## Goal
Locate all lines in the data below that hold "this" and show them.

## The data
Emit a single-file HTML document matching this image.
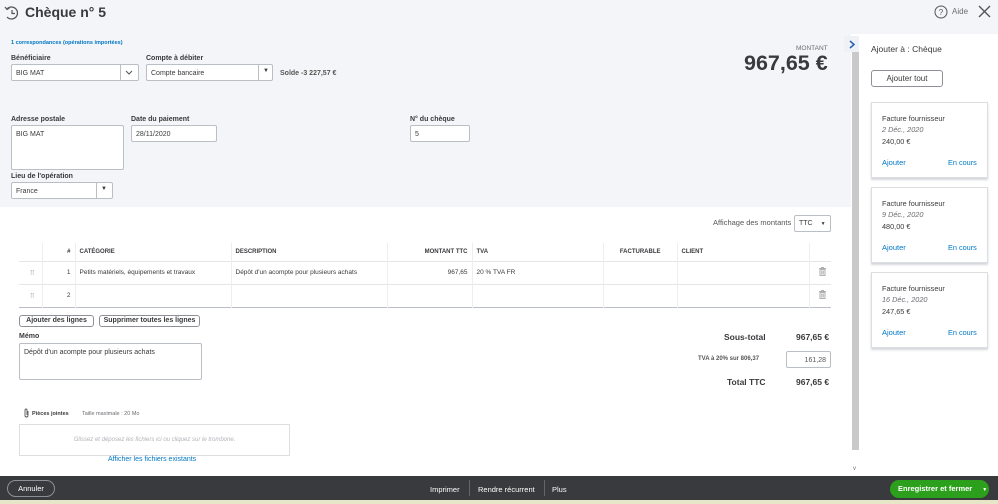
<!DOCTYPE html>
<html><head><meta charset="utf-8"><style>
*{box-sizing:border-box;margin:0;padding:0}
body{width:998px;height:504px;overflow:hidden;position:relative;font-family:"Liberation Sans",sans-serif;color:#393a3d;background:#f4f5f8;font-size:7px}
.a{position:absolute}
.lbl{font-size:7px;font-weight:bold;color:#393a3d}
.inp{position:absolute;background:#fff;border:1px solid #babec5;border-radius:2px;font-size:7px;padding:5px 4px;color:#393a3d}
.btn{position:absolute;background:#fff;border:1px solid #8d9096;border-radius:3px;font-size:7px;font-weight:bold;text-align:center}
.card{position:absolute;left:871px;width:117px;height:76px;background:#fff;border:1px solid #dcdee2;box-shadow:0 2px 2px #d4d7dc}
.card div{position:absolute;left:10px}
th{font-size:6px;font-weight:bold;text-align:left;padding-left:4px;height:18px;border-right:1px solid #eceef1}
td{font-size:6.5px;height:23px;padding-left:4px;border-right:1px solid #eceef1;border-top:1px solid #e4e6ea}
</style></head><body>
<svg class="a" style="left:4px;top:5px" width="16" height="16" viewBox="0 0 16 16"><path d="M3 4A6 6 0 1 1 3 12" fill="none" stroke="#555" stroke-width="1.3"/><path d="M1 2L3 4.5L5.5 3" fill="none" stroke="#555" stroke-width="1.2"/><path d="M8 5v3.5h3" fill="none" stroke="#555" stroke-width="1.2"/></svg>
<div class="a" style="left:25px;top:4px;font-size:14px;font-weight:bold;color:#393a3d">Chèque n° 5</div>
<svg class="a" style="left:934px;top:5px" width="14" height="14"><circle cx="7" cy="7" r="6" fill="none" stroke="#555" stroke-width="1"/><text x="7" y="10" font-size="8" text-anchor="middle" fill="#555" font-family="Liberation Sans">?</text></svg>
<div class="a" style="left:952px;top:7px;font-size:8px;color:#6b6c72">Aide</div>
<svg class="a" style="left:978px;top:5px" width="13" height="13"><path d="M1 1L12 12M12 1L1 12" stroke="#555" stroke-width="1.4"/></svg>

<div class="a" style="left:11px;top:40px;font-size:5.5px;color:#0077c5;font-weight:bold">1 correspondances (opérations importées)</div>
<div class="a lbl" style="left:11px;top:55px">Bénéficiaire</div>
<div class="inp" style="left:11px;top:64px;width:128px;height:17px">BIG MAT</div>
<div class="a" style="left:120px;top:65px;width:1px;height:15px;background:#babec5"></div>
<svg class="a" style="left:125px;top:70px" width="8" height="6"><path d="M1 1L4 4L7 1" fill="none" stroke="#555"/></svg>
<div class="a lbl" style="left:146px;top:55px">Compte à débiter</div>
<div class="inp" style="left:146px;top:64px;width:127px;height:17px">Compte bancaire</div>
<div class="a" style="left:258px;top:65px;width:1px;height:15px;background:#babec5"></div>
<div class="a" style="left:263px;top:68px;font-size:6px">▼</div>
<div class="a" style="left:280px;top:70px;font-size:7px;font-weight:bold;color:#555">Solde -3 227,57 €</div>

<div class="a" style="left:796px;top:45px;font-size:6.5px;color:#6b6c72">MONTANT</div>
<div class="a" style="left:744px;top:51px;font-size:21.5px;font-weight:bold;color:#393a3d">967,65 €</div>

<div class="a lbl" style="left:11px;top:116px">Adresse postale</div>
<div class="inp" style="left:11px;top:125px;width:113px;height:45px">BIG MAT</div>
<div class="a lbl" style="left:131px;top:116px">Date du paiement</div>
<div class="inp" style="left:131px;top:125px;width:86px;height:17px">28/11/2020</div>
<div class="a lbl" style="left:410px;top:116px">N° du chèque</div>
<div class="inp" style="left:410px;top:125px;width:60px;height:17px">5</div>
<div class="a lbl" style="left:11px;top:173px">Lieu de l'opération</div>
<div class="inp" style="left:11px;top:182px;width:102px;height:17px">France</div>
<div class="a" style="left:96px;top:183px;width:1px;height:15px;background:#babec5"></div>
<div class="a" style="left:101px;top:186px;font-size:6px">▼</div>

<div class="a" style="left:0;top:207px;width:851px;height:269px;background:#fff"></div>
<div class="a" style="left:713px;top:218px;font-size:7.5px;color:#555">Affichage des montants</div>
<div class="inp" style="left:794px;top:215px;width:37px;height:17px;padding:4px">TTC <span style="font-size:5px;margin-left:6px">▼</span></div>

<table class="a" style="left:19px;top:243px;width:812px;border-collapse:collapse;border-bottom:1px solid #babec5">
<tr style="border-bottom:1px solid #babec5"><th style="width:23px"></th><th style="width:33px;text-align:right;padding-right:4px">#</th><th style="width:156px">CATÉGORIE</th><th style="width:156px">DESCRIPTION</th><th style="width:85px;text-align:right;padding-right:4px">MONTANT TTC</th><th style="width:131px">TVA</th><th style="width:74px;text-align:right;padding-right:16px">FACTURABLE</th><th style="width:132px">CLIENT</th><th style="border:none"></th></tr>
<tr><td style="color:#aaa;text-align:center">⠿</td><td style="text-align:right;padding-right:4px">1</td><td>Petits matériels, équipements et travaux</td><td>Dépôt d'un acompte pour plusieurs achats</td><td style="text-align:right;padding-right:4px">967,65</td><td>20 % TVA FR</td><td></td><td></td><td style="border-right:none;text-align:center"><svg width="7" height="9"><path d="M0 1.5h7M2.5 1.5V0.5h2v1M1 2.5h5v6H1zM2.8 3.5v4M4.2 3.5v4" fill="none" stroke="#999" stroke-width="0.8"/></svg></td></tr>
<tr><td style="color:#aaa;text-align:center">⠿</td><td style="text-align:right;padding-right:4px">2</td><td></td><td></td><td></td><td></td><td></td><td></td><td style="border-right:none;text-align:center"><svg width="7" height="9"><path d="M0 1.5h7M2.5 1.5V0.5h2v1M1 2.5h5v6H1zM2.8 3.5v4M4.2 3.5v4" fill="none" stroke="#999" stroke-width="0.8"/></svg></td></tr>
</table>

<div class="btn" style="left:19px;top:315px;width:75px;height:12px;line-height:10px">Ajouter des lignes</div>
<div class="btn" style="left:99px;top:315px;width:101px;height:12px;line-height:10px">Supprimer toutes les lignes</div>
<div class="a lbl" style="left:19px;top:333px">Mémo</div>
<div class="inp" style="left:19px;top:343px;width:183px;height:37px">Dépôt d'un acompte pour plusieurs achats</div>

<div class="a" style="left:724px;top:332px;font-size:8.5px;font-weight:bold">Sous-total</div>
<div class="a" style="left:796px;top:332px;font-size:8.5px;font-weight:bold">967,65 €</div>
<div class="a" style="left:698px;top:356px;font-size:6px;font-weight:bold;color:#555">TVA à 20% sur 806,37</div>
<div class="inp" style="left:786px;top:351px;width:45px;height:17px;text-align:right;color:#555">161,28</div>
<div class="a" style="left:727px;top:377px;font-size:8.5px;font-weight:bold">Total TTC</div>
<div class="a" style="left:796px;top:377px;font-size:8.5px;font-weight:bold">967,65 €</div>

<svg class="a" style="left:23px;top:408px" width="7" height="10"><path d="M5 3v4.5a1.5 1.5 0 0 1-3 0V2a1 1 0 0 1 2 0v5" fill="none" stroke="#555" stroke-width="0.9"/></svg>
<div class="a" style="left:32px;top:411px;font-size:5.5px;font-weight:bold">Pièces jointes</div>
<div class="a" style="left:82px;top:411px;font-size:5.5px;color:#6b6c72">Taille maximale : 20 Mo</div>
<div class="a" style="left:19px;top:424px;width:271px;height:32px;border:1px solid #dcdee2;text-align:center;line-height:30px;font-size:6px;font-style:italic;color:#b0b3b8">Glissez et déposez les fichiers ici ou cliquez sur le trombone.</div>
<div class="a" style="left:108px;top:456px;font-size:7px;color:#0077c5">Afficher les fichiers existants</div>

<div class="a" style="left:851px;top:34px;width:9px;height:442px;background:#fff"></div>
<div class="a" style="left:852px;top:52px;width:7px;height:398px;background:#c9c9c9"></div>
<div class="a" style="left:844px;top:36px;width:15px;height:16px;background:#eef1f6"></div>
<svg class="a" style="left:848px;top:40px" width="8" height="9"><path d="M2 1L6 4.5L2 8" fill="none" stroke="#2a5fb0" stroke-width="1.5"/></svg>
<div class="a" style="left:853px;top:466px;font-size:6px;color:#777">v</div>

<div class="a" style="left:860px;top:34px;width:138px;height:442px;background:#fff"></div>
<div class="a" style="left:871px;top:44px;font-size:8.5px;color:#393a3d">Ajouter à : Chèque</div>
<div class="btn" style="left:871px;top:70px;width:72px;height:17px;line-height:15px;font-size:8px;font-weight:normal;color:#393a3d">Ajouter tout</div>
<div class="card" style="top:102px"><div style="top:11px;font-size:7.3px">Facture fournisseur</div><div style="top:22px;font-size:7.3px;font-style:italic;color:#6b6c72">2 Déc., 2020</div><div style="top:34px;font-size:7.3px">240,00 €</div><div style="top:55px;font-size:7.5px;color:#0077c5">Ajouter</div><div style="left:76px;top:55px;font-size:7.3px;color:#0077c5">En cours</div></div>
<div class="card" style="top:187px"><div style="top:11px;font-size:7.3px">Facture fournisseur</div><div style="top:22px;font-size:7.3px;font-style:italic;color:#6b6c72">9 Déc., 2020</div><div style="top:34px;font-size:7.3px">480,00 €</div><div style="top:55px;font-size:7.5px;color:#0077c5">Ajouter</div><div style="left:76px;top:55px;font-size:7.3px;color:#0077c5">En cours</div></div>
<div class="card" style="top:272px"><div style="top:11px;font-size:7.3px">Facture fournisseur</div><div style="top:22px;font-size:7.3px;font-style:italic;color:#6b6c72">16 Déc., 2020</div><div style="top:34px;font-size:7.3px">247,65 €</div><div style="top:55px;font-size:7.5px;color:#0077c5">Ajouter</div><div style="left:76px;top:55px;font-size:7.3px;color:#0077c5">En cours</div></div>

<div class="a" style="left:0;top:476px;width:998px;height:24px;background:#393a3d"></div>
<div class="a" style="left:0;top:500px;width:998px;height:4px;background:#e8e6c8"></div>
<div class="a" style="left:7px;top:480px;width:48px;height:17px;border:1px solid #8d9096;border-radius:9px;color:#fff;font-size:7.5px;text-align:center;line-height:15px">Annuler</div>
<div class="a" style="left:430px;top:485px;color:#fff;font-size:7.5px">Imprimer</div>
<div class="a" style="left:469px;top:480px;width:1px;height:16px;background:#666"></div>
<div class="a" style="left:478px;top:485px;color:#fff;font-size:7.5px">Rendre récurrent</div>
<div class="a" style="left:544px;top:480px;width:1px;height:16px;background:#666"></div>
<div class="a" style="left:552px;top:485px;color:#fff;font-size:7.5px">Plus</div>
<div class="a" style="left:890px;top:480px;width:99px;height:18px;border-radius:9px;background:#2ca01c;color:#fff;font-size:7.5px;font-weight:bold;line-height:18px;padding-left:8px">Enregistrer et fermer <span style="font-size:5px;margin-left:8px">▼</span></div>
</body></html>
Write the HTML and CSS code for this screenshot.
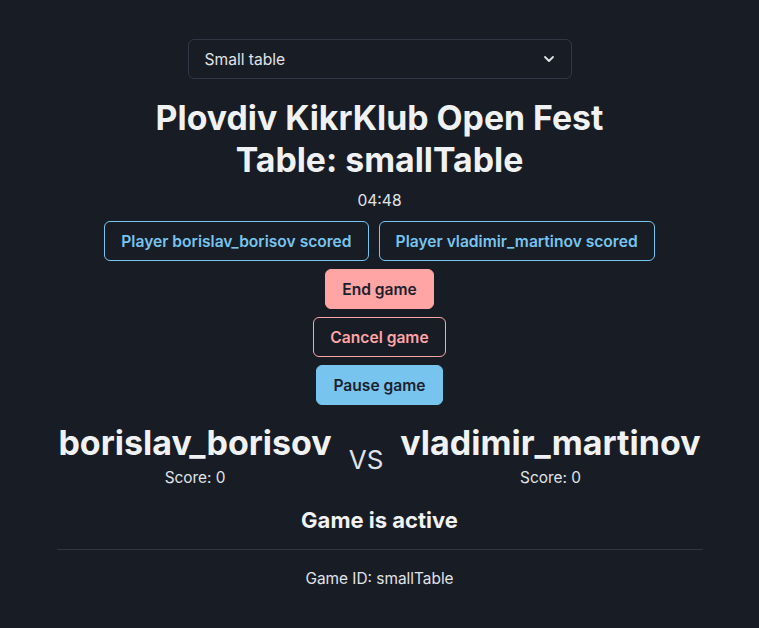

## Finished exercise
Emit a single-file HTML document matching this image.
Write the HTML and CSS code for this screenshot.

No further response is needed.